Istorima

License:

CC BY-NC-ND 4.0

Steward:

EELLAK - GreekFOSS

Task: NLP

Release Date: 3/19/2026

Format: PARQUET

Size: 416.02 MB

Description

Dataset Language: Greek Dataset Info: This dataset consists of oral history content collected from the Istorima archive, including transcribed interviews and associated metadata. The material reflects personal narratives and life stories, primarily in Greek, covering a wide range of social, cultural, and historical topics. Metadata Info: This dataset consists of 13,548 oral history interview records, structured as a tabular dataset with mixed data types. Each record includes a unique identifier (id) along with textual fields such as title, summary, transcription, speaker_name, and researcher_name. Additional metadata fields capture thematic and categorical information (themes, tags), geographic references (geonames, interview_place), and temporal attributes (date, published_at). The dataset also includes numerical and boolean features such as duration_minutes, is_age_restricted, and is_on_demand, as well as a language field indicating the interview language.

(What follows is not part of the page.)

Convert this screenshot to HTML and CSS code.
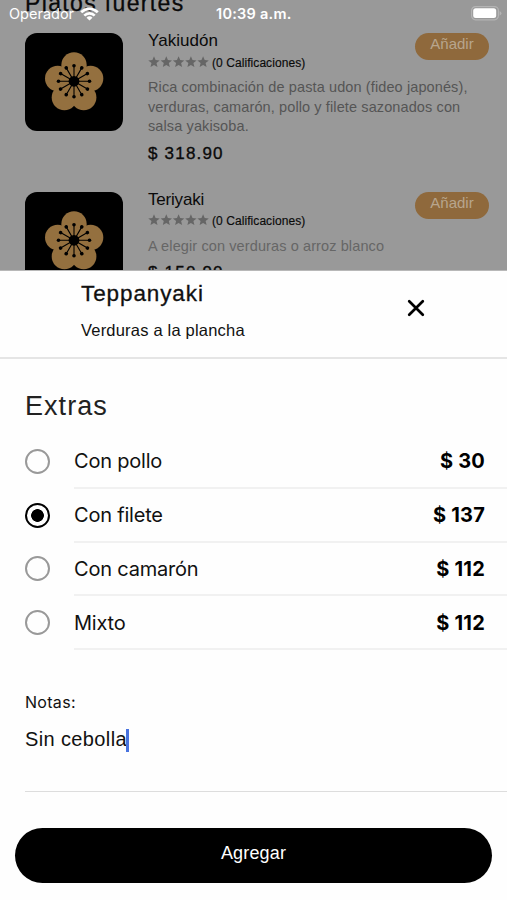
FILE: index.html
```html
<!DOCTYPE html>
<html lang="es">
<head>
<meta charset="utf-8">
<title>Teppanyaki</title>
<link rel="stylesheet" href="styles.css">
</head>
<body>
<svg width="0" height="0" class="defs">
  <defs>
    <path id="star" d="M6 .3l1.600 3.800 4.100.3-3.200 2.700 1 4L6 8.900l-3.500 2.200 1-4L.3 4.400l4.100-.3z"/>
    <g id="stars">
      <use href="#star"/><use href="#star" x="12.3"/><use href="#star" x="24.6"/><use href="#star" x="36.9"/><use href="#star" x="49.1"/>
    </g>
    <g id="spokes">
      <path d="M0-15.500V15.500M-15.500 0H15.500" stroke="#000" stroke-width="1.1"/>
      <circle cy="-15.5" r="1.8"/><circle cy="15.5" r="1.8"/><circle cx="-15.5" r="1.8"/><circle cx="15.5" r="1.8"/>
    </g>
    <g id="flower">
      <g fill="#94703f">
        <circle cx="49" cy="32" r="12.7"/><circle cx="32.7" cy="45.5" r="12.7"/><circle cx="65.6" cy="45.5" r="12.7"/>
        <circle cx="39.4" cy="64.6" r="12.7"/><circle cx="58.7" cy="64.6" r="12.7"/><circle cx="49" cy="50" r="15"/>
      </g>
      <g transform="translate(49 48.3)">
        <use href="#spokes"/><use href="#spokes" transform="rotate(30)"/><use href="#spokes" transform="rotate(60)"/>
        <circle r="5.4"/>
      </g>
    </g>
  </defs>
</svg>

<div class="menu">
  <h2 class="section">Platos fuertes</h2>
  <article class="dish">
    <svg class="photo" viewBox="0 0 98 98"><use href="#flower"/></svg>
    <div class="info">
      <h3 class="name">Yakiudón</h3>
      <div class="rating"><svg class="stars" viewBox="0 0 62 12"><use href="#stars"/></svg><span class="count">(0 Calificaciones)</span></div>
      <p class="desc">Rica combinación de pasta udon (fideo japonés),<br>verduras, camarón, pollo y filete sazonados con<br>salsa yakisoba.</p>
      <div class="price">$ 318.90</div>
    </div>
    <div class="add">Añadir</div>
  </article>
  <article class="dish">
    <svg class="photo" viewBox="0 0 98 98"><use href="#flower"/></svg>
    <div class="info">
      <h3 class="name teri">Teriyaki</h3>
      <div class="rating"><svg class="stars" viewBox="0 0 62 12"><use href="#stars"/></svg><span class="count">(0 Calificaciones)</span></div>
      <p class="desc">A elegir con verduras o arroz blanco</p>
      <div class="price">$ 150.90</div>
    </div>
    <div class="add">Añadir</div>
  </article>
</div>

<div class="status">
  <span class="carrier">Operador</span>
  <svg class="wifi" viewBox="0 0 19 14"><g fill="none" stroke="#fff" stroke-width="2.7"><path d="M1.200 5.200a11.800 11.800 0 0 1 16.600 0M4.300 8.600a7.400 7.400 0 0 1 10.400 0"/></g><path d="M9.500 13.600L6.500 10.700a4.300 4.300 0 0 1 6 0z" fill="#fff"/></svg>
  <span class="time">10:39 a.m.</span>
  <svg class="battery" viewBox="0 0 31 15"><rect x=".6" y=".6" width="26.8" height="13.2" rx="4" fill="none" stroke="#b4b4b4" stroke-width="1.2"/><rect x="2.2" y="2.3" width="23" height="9.8" rx="2.5" fill="#fff"/><path d="M28.600 5v4.600q1.800-.7 1.800-2.300T28.600 5" fill="#b4b4b4"/></svg>
</div>

<main class="sheet">
  <header class="head">
    <div>
      <h1 class="title">Teppanyaki</h1>
      <p class="sub">Verduras a la plancha</p>
    </div>
    <svg class="close" viewBox="0 0 18 18"><path d="M2.200 2.200l13.600 13.600M15.800 2.200L2.200 15.800" stroke="#000" stroke-width="2.7" stroke-linecap="round"/></svg>
  </header>
  <h2 class="extras">Extras</h2>
  <ul class="options">
    <li><i class="radio"></i><div class="row"><span>Con pollo</span><b>$ 30</b></div></li>
    <li><i class="radio on"></i><div class="row"><span>Con filete</span><b>$ 137</b></div></li>
    <li><i class="radio"></i><div class="row"><span>Con camarón</span><b>$ 112</b></div></li>
    <li><i class="radio"></i><div class="row"><span>Mixto</span><b>$ 112</b></div></li>
  </ul>
  <div class="notes">
    <div class="label">Notas:</div>
    <div class="field"><span>Sin cebolla</span><i class="caret"></i></div>
  </div>
  <div class="submit">Agregar</div>
</main>
</body>
</html>
```
FILE: styles.css
```css
* { box-sizing: border-box; margin: 0; padding: 0; }
body { position: relative; width: 507px; height: 900px; overflow: hidden; background: #fefefe; font-family: "Liberation Sans", Arial, sans-serif; color: #111; }
h1, h2, h3 { font-weight: 400; }
span, b { white-space: nowrap; }
.defs { position: absolute; }
.menu { height: 271px; overflow: hidden; background: #999; color: #0a0a0a; padding-left: 25px; padding-right: 18px; border-bottom: 1px solid #b8b8b8; }
.section { height: 33px; margin-left: 0; font-size: 23px; line-height: 6px; letter-spacing: 1.350px; -webkit-text-stroke: .3px #0a0a0a; }
.dish { display: flex; height: 158.700px; }
.photo { width: 98px; height: 98px; background: #000; border-radius: 12px; flex: none; }
.info { width: 267px; margin-left: 25px; flex: none; white-space: nowrap; }
.name { font-size: 17px; line-height: 16px; letter-spacing: .05px; }
.name.teri { letter-spacing: -.2px; }
.rating { display: flex; align-items: center; height: 15px; margin-top: 6px; }
.stars { width: 62px; height: 12px; fill: #666; margin-top: -2px; }
.count { margin-left: 2px; font-size: 12px; letter-spacing: .07px; -webkit-text-stroke: .15px #0a0a0a; }
.desc { margin-top: 8px; font-size: 14.500px; line-height: 19.500px; color: #555; letter-spacing: .11px; }
.dish:last-child .desc { color: #666; }
.price { margin-top: 7px; font-size: 17px; line-height: 20px; letter-spacing: 1.200px; -webkit-text-stroke: .35px #0a0a0a; }
.add { width: 74px; height: 27px; margin-left: auto; border-radius: 14px; background: #8f693c; color: #b8a58d; font-size: 15px; line-height: 21px; text-align: center; }
.status { position: absolute; left: 0; top: 0; width: 507px; height: 28px; color: #fff; display: flex; align-items: center; padding-left: 9px; font: 500 14.500px/28px Inter, sans-serif; }
.carrier { width: 71px; font-weight: 400; }
.wifi { width: 19px; height: 14px; margin-top: -1px; }
.time { margin-left: 117px; width: 80px; font-weight: 600; letter-spacing: .25px; }
.battery { width: 31px; height: 15px; margin-left: auto; margin-right: 5px; margin-top: -1px; }
.head { display: flex; justify-content: space-between; height: 88px; padding: 10px 82px 0 81px; border-bottom: 2px solid #e5e5e5; }
.title { font-size: 22.500px; line-height: 26px; letter-spacing: .900px; -webkit-text-stroke: .3px #111; }
.sub { margin-top: 13px; font-size: 16.500px; line-height: 20px; letter-spacing: .2px; }
.close { width: 18px; height: 18px; margin-top: 18px; }
.extras { margin: 31px 0 0 25px; font-size: 27px; line-height: 32px; letter-spacing: 1.050px; color: #222; }
.options { list-style: none; margin-top: 13px; padding-left: 25px; }
.options li { display: flex; height: 53.800px; align-items: center; }
.radio { width: 25px; height: 25px; margin-top: -1px; border: 2px solid #999; border-radius: 50%; flex: none; }
.radio.on { border: 2.500px solid #000; background: radial-gradient(circle, #000 6px, transparent 6.700px); }
.row { flex: 1; align-self: stretch; display: flex; align-items: center; justify-content: space-between; margin-left: 24px; padding: 1px 22px 0 0; border-bottom: 2px solid #f1f1f1; font: 400 20px Inter, sans-serif; letter-spacing: -.2px; }
.row b { font-weight: 700; color: #000; letter-spacing: .200px; }
.notes { margin: 40px 0 0 25px; height: 102px; border-bottom: 1px solid #ddd; }
.label { font: 400 16px/24px Inter, sans-serif; letter-spacing: .3px; }
.field { display: flex; align-items: center; margin-top: 12px; font-size: 20px; line-height: 24px; letter-spacing: .38px; }
.caret { width: 3px; height: 23px; background: #4973df; margin: 3px 0 0 -1px; }
.submit { margin: 36px 15px 0; height: 55px; border-radius: 28px; background: #000; color: #fff; font-size: 18px; line-height: 50px; letter-spacing: .15px; text-align: center; }
```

Dataset Statistics: Words: 96,479,186 Tokens: 138,933,365

Specifics

Licensing

Creative Commons Attribution-NonCommercial-NoDerivatives 4.0 International

https://creativecommons.org/licenses/by-nc-nd/4.0/legalcode.en

Considerations

Restrictions/Special Constraints

CC BY-NC-ND 4.0: non-commercial only; no derivatives; attribution required; research/edu use; 2,392 age-restricted; 297 metadata-only; no re-ID; IP stays with Istorima.

Forbidden Usage

Prohibitions: no re-ID; no commercial use w/o permission; no redistribution; no harmful/misleading use; no synthetic mimicry;